Data section -
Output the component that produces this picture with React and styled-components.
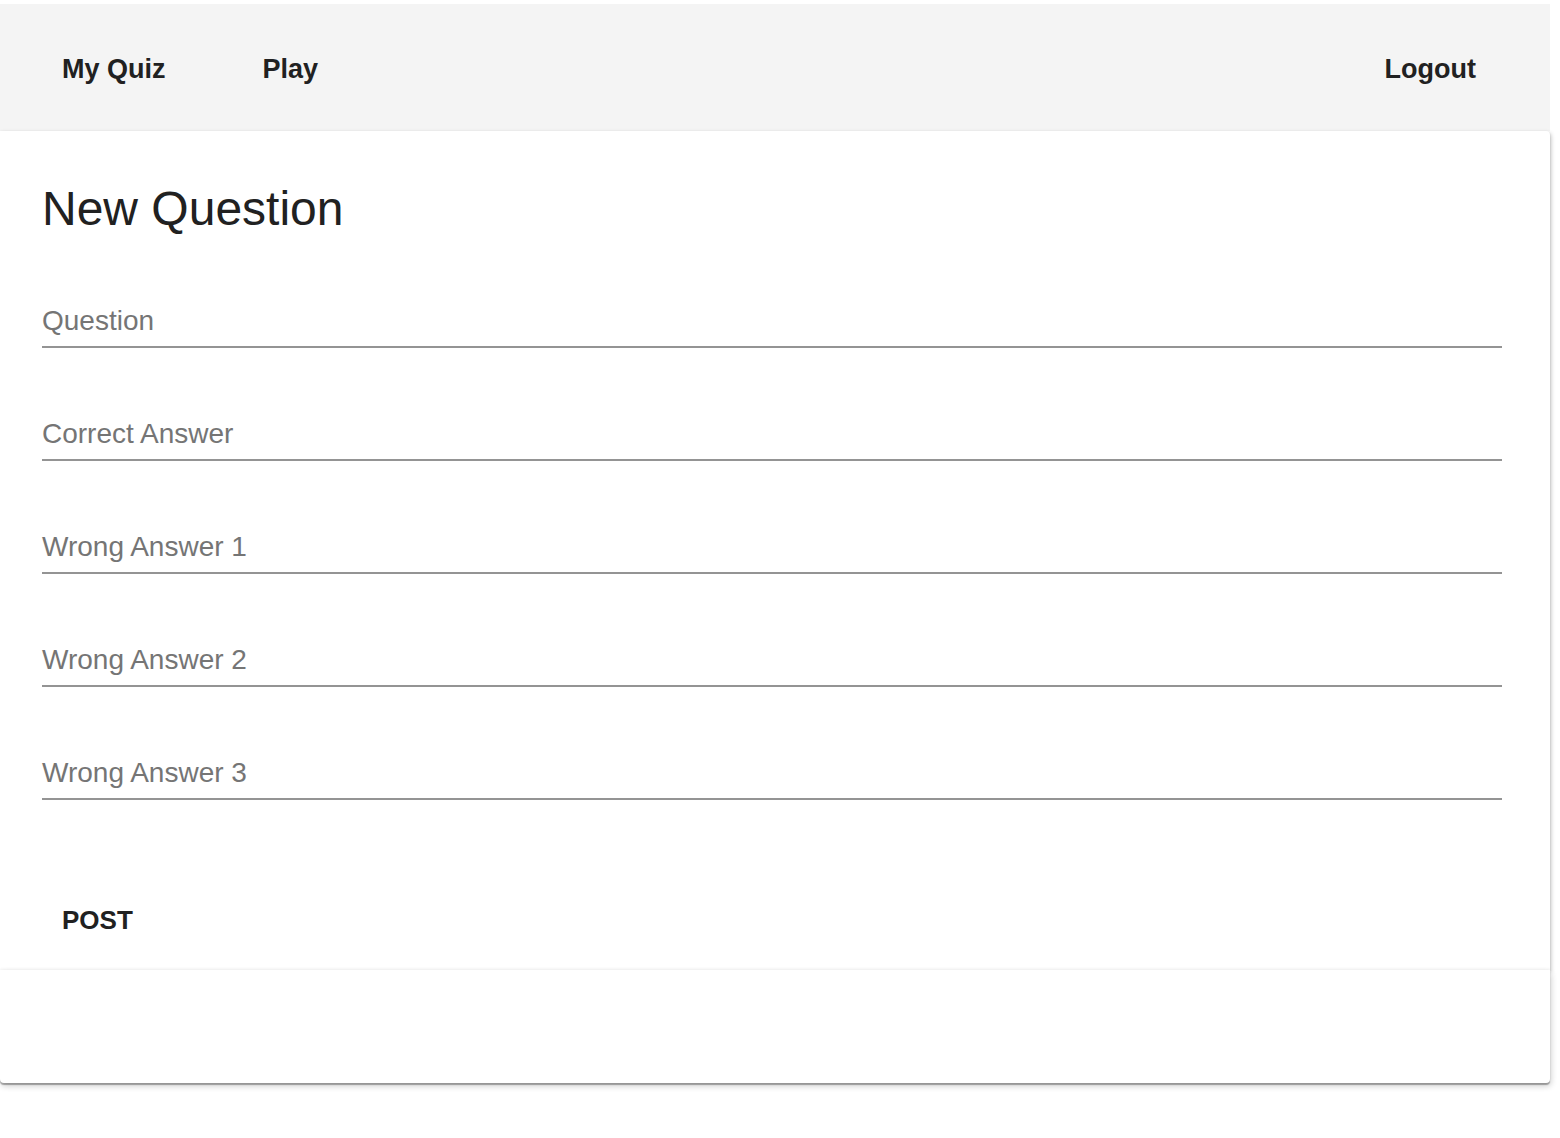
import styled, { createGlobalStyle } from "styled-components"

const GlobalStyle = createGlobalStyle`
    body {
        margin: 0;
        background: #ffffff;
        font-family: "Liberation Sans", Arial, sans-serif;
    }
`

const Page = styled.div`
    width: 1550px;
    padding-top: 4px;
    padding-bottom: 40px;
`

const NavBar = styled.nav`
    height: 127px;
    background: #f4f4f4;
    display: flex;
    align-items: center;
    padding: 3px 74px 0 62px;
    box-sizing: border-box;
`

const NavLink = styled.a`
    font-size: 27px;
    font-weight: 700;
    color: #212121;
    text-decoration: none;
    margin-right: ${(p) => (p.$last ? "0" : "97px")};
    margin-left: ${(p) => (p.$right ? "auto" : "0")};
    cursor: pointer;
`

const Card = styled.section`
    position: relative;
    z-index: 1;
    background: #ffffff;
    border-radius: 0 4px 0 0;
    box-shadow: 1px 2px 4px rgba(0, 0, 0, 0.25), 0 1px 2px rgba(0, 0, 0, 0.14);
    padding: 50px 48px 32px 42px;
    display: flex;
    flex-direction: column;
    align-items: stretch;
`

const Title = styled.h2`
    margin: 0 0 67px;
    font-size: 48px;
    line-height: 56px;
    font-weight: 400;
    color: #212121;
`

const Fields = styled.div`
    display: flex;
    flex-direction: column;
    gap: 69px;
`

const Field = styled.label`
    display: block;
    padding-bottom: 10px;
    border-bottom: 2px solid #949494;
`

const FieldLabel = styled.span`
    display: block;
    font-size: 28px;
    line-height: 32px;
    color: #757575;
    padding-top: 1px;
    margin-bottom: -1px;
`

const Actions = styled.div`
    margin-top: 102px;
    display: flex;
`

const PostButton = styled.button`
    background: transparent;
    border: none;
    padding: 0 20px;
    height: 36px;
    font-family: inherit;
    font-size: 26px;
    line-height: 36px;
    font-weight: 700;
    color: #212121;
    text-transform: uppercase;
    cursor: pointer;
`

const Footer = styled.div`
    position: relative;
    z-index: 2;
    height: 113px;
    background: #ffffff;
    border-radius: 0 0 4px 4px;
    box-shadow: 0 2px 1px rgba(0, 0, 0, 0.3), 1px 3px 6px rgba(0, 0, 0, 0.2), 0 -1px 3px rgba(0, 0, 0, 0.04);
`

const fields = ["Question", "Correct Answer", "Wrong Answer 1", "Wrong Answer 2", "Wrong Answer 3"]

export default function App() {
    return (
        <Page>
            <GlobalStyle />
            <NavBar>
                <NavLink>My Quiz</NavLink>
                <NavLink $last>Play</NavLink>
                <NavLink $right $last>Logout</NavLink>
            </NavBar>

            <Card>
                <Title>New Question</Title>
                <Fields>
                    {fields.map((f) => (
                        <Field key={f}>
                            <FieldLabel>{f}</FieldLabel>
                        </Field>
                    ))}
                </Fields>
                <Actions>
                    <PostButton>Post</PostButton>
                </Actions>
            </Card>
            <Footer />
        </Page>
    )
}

What you should do -
Pull every line containing "components" out of the data above.

Solution -
Output the component that produces this picture with React and styled-components.
import styled, { createGlobalStyle } from "styled-components"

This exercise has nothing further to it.